On 5th December 1484 Pope Innocent VIII issued a papal bull known as Summis desiderantes affectibus (“desiring with supreme ardour”). Its purpose was to suppress the practice of witchcraft by any necessary means.
The following paragraph is taken from the 1928 English translation of it:-
“….Many persons of both sexes, unmindful of their own salvation and straying from the Catholic Faith, have abandoned themselves to devils, incubi and succubi, and by their incantations, spells, conjurations, and other accursed charms and crafts, enormities and horrid offences, have slain infants yet in the mother’s womb, as also the offspring of cattle, have blasted the produce of the earth, the grapes of the vine, the fruits of the trees, nay, men and women, beasts of burthen, herd-beasts, as well as animals of other kinds, vineyards, orchards, meadows, pasture-land, corn, wheat, and all other cereals; these wretches furthermore afflict and torment men and women, beasts of burthen, herd-beasts, as well as animals of other kinds, with terrible and piteous pains and sore diseases, both internal and external; they hinder men from performing the sexual act and women from conceiving, …they blasphemously renounce that Faith which is theirs by the Sacrament of Baptism, and at the instigation of the Enemy of Mankind they do not shrink from committing and perpetrating the foulest abominations and filthiest excesses to the deadly peril of their own souls, …the abominations and enormities in question remain unpunished not without open danger to the souls of many and peril of eternal damnation.…”
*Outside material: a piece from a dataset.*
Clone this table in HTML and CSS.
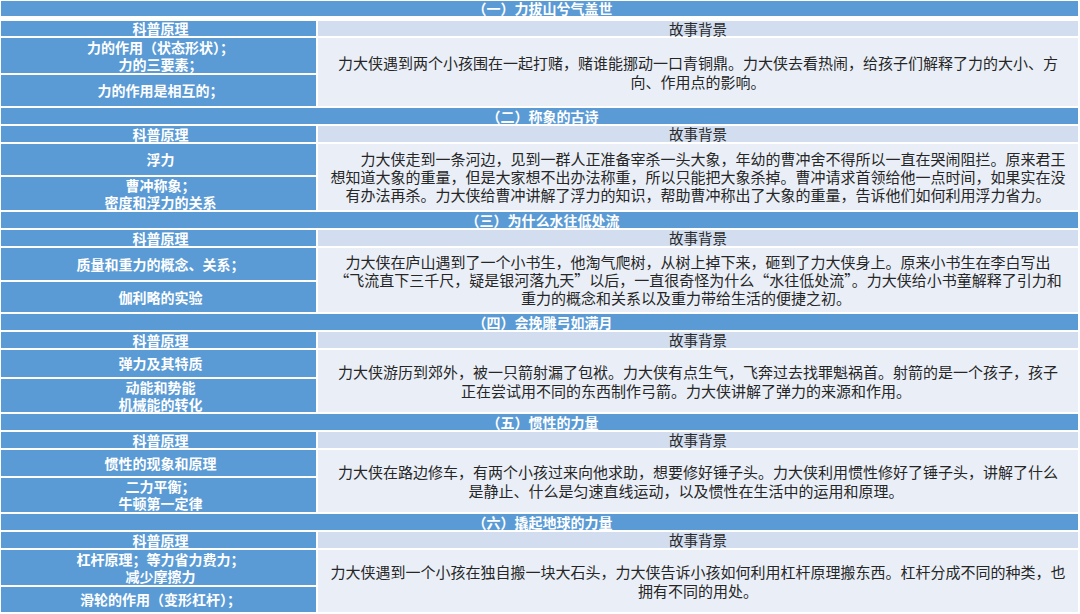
FILE: index.html
```html
<!DOCTYPE html>
<html lang="zh-CN">
<head>
<meta charset="utf-8">
<title>力大侠科普故事</title>
<link rel="stylesheet" href="styles.css">
</head>
<body>
<div class="table">
  <section class="sec s1">
    <div class="title">（一）力拔山兮气盖世</div>
    <div class="hl">科普原理</div>
    <div class="hr">故事背景</div>
    <div class="lc r1">力的作用（状态形状）；<br>力的三要素；</div>
    <div class="lc r2">力的作用是相互的；</div>
    <div class="story">
      <p>力大侠遇到两个小孩围在一起打赌，赌谁能挪动一口青铜鼎。力大侠去看热闹，给孩子们解释了力的大小、方</p>
      <p>向、作用点的影响。</p>
    </div>
  </section>
  <section class="sec s2">
    <div class="title">（二）称象的古诗</div>
    <div class="hl">科普原理</div>
    <div class="hr">故事背景</div>
    <div class="lc r1">浮力</div>
    <div class="lc r2">曹冲称象；<br>密度和浮力的关系</div>
    <div class="story tight">
      <p>　　力大侠走到一条河边，见到一群人正准备宰杀一头大象，年幼的曹冲舍不得所以一直在哭闹阻拦。原来君王</p>
      <p>想知道大象的重量，但是大家想不出办法称重，所以只能把大象杀掉。曹冲请求首领给他一点时间，如果实在没</p>
      <p>有办法再杀。力大侠给曹冲讲解了浮力的知识，帮助曹冲称出了大象的重量，告诉他们如何利用浮力省力。</p>
    </div>
  </section>
  <section class="sec s3">
    <div class="title">（三）为什么水往低处流</div>
    <div class="hl">科普原理</div>
    <div class="hr">故事背景</div>
    <div class="lc r1">质量和重力的概念、关系；</div>
    <div class="lc r2">伽利略的实验</div>
    <div class="story tight">
      <p>力大侠在庐山遇到了一个小书生，他淘气爬树，从树上掉下来，砸到了力大侠身上。原来小书生在李白写出</p>
      <p><span class="q">“</span>飞流直下三千尺，疑是银河落九天<span class="q">”</span>以后，一直很奇怪为什么<span class="q">“</span>水往低处流<span class="q">”</span>。力大侠给小书童解释了引力和</p>
      <p class="shift">重力的概念和关系以及重力带给生活的便捷之初。</p>
    </div>
  </section>
  <section class="sec s4">
    <div class="title">（四）会挽雕弓如满月</div>
    <div class="hl">科普原理</div>
    <div class="hr">故事背景</div>
    <div class="lc r1">弹力及其特质</div>
    <div class="lc r2">动能和势能<br>机械能的转化</div>
    <div class="story">
      <p>力大侠游历到郊外，被一只箭射漏了包袱。力大侠有点生气，飞奔过去找罪魁祸首。射箭的是一个孩子，孩子</p>
      <p class="shift">正在尝试用不同的东西制作弓箭。力大侠讲解了弹力的来源和作用。</p>
    </div>
  </section>
  <section class="sec s5">
    <div class="title">（五）惯性的力量</div>
    <div class="hl">科普原理</div>
    <div class="hr">故事背景</div>
    <div class="lc r1">惯性的现象和原理</div>
    <div class="lc r2">二力平衡；<br>牛顿第一定律</div>
    <div class="story">
      <p>力大侠在路边修车，有两个小孩过来向他求助，想要修好锤子头。力大侠利用惯性修好了锤子头，讲解了什么</p>
      <p class="shift">是静止、什么是匀速直线运动，以及惯性在生活中的运用和原理。</p>
    </div>
  </section>
  <section class="sec s6">
    <div class="title">（六）撬起地球的力量</div>
    <div class="hl">科普原理</div>
    <div class="hr">故事背景</div>
    <div class="lc r1">杠杆原理；等力省力费力；<br>减少摩擦力</div>
    <div class="lc r2">滑轮的作用（变形杠杆）；</div>
    <div class="story">
      <p>力大侠遇到一个小孩在独自搬一块大石头，力大侠告诉小孩如何利用杠杆原理搬东西。杠杆分成不同的种类，也</p>
      <p>拥有不同的用处。</p>
    </div>
  </section>
</div>
</body>
</html>
```

FILE: styles.css
```css
html, body {
  margin: 0;
  padding: 0;
  background: #ffffff;
}

body {
  font-family: "Noto Sans CJK SC", "Noto Sans", sans-serif;
  width: 1080px;
  height: 614px;
  overflow: hidden;
}

.table {
  display: flex;
  flex-direction: column;
  gap: 2px;
  padding: 1px 0 0 1px;
  width: 1077px;
}

.sec {
  display: grid;
  grid-template-columns: 315px 760px;
  column-gap: 2px;
  row-gap: 2px;
}

.s1 { grid-template-rows: 18px 15px 35px 31px; }
.s2 { grid-template-rows: 16px 16px 31px 33px; }
.s3 { grid-template-rows: 16px 16px 32px 30px; }
.s4 { grid-template-rows: 16px 16px 27px 33px; }
.s5 { grid-template-rows: 16px 16px 26px 34px; }
.s6 { grid-template-rows: 16px 16px 35px 25px; }

.title {
  grid-column: 1 / -1;
  grid-row: 1;
  background: #5b9bd5;
  color: #ffffff;
  font-weight: 700;
  font-size: 14px;
  line-height: 16px;
  text-align: center;
  white-space: nowrap;
  padding-left: 6px;
}

.s1 .title {
  margin-bottom: 3px;
  line-height: 15px;
}

.hl, .lc {
  grid-column: 1;
  background: #5b9bd5;
  color: #ffffff;
  font-weight: 700;
  font-size: 14px;
  text-align: center;
  white-space: nowrap;
  padding-left: 4px;
}

.hl {
  grid-row: 2;
  line-height: 16px;
}

.s1 .hl, .s1 .hr {
  line-height: 15px;
}

.hr {
  grid-column: 2;
  grid-row: 2;
  background: #d2deef;
  color: #2a2a2a;
  font-size: 14.5px;
  line-height: 16px;
  text-align: center;
  white-space: nowrap;
}

.lc {
  display: flex;
  flex-direction: column;
  justify-content: center;
  line-height: 17px;
}

.lc.r1 { grid-row: 3; }
.lc.r2 { grid-row: 4; }

.story {
  grid-column: 2;
  grid-row: 3 / span 2;
  background: #eaeff7;
  color: #262626;
  font-size: 15px;
  line-height: 19px;
  display: flex;
  flex-direction: column;
  justify-content: center;
  align-items: center;
  white-space: nowrap;
}

.story.tight {
  line-height: 18px;
}

.story p {
  margin: 0;
  text-align: center;
}

.story p.shift {
  margin-right: 24px;
}

.q {
  font-feature-settings: "fwid" 1;
}
```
Pretty strong stuff. The bull was prompted originally by a request from the Dominican Inquisitor in Germany concerning witchcraft in the Rhine Valley. The number of people thought to be practicing witchcraft was increasing throughout western Europe, but especially in Germany. Innocent issued the bull and despatched inquisitors there to deal with the matter, but the ultimate intention was the destruction of witchcraft in whatever country it appeared.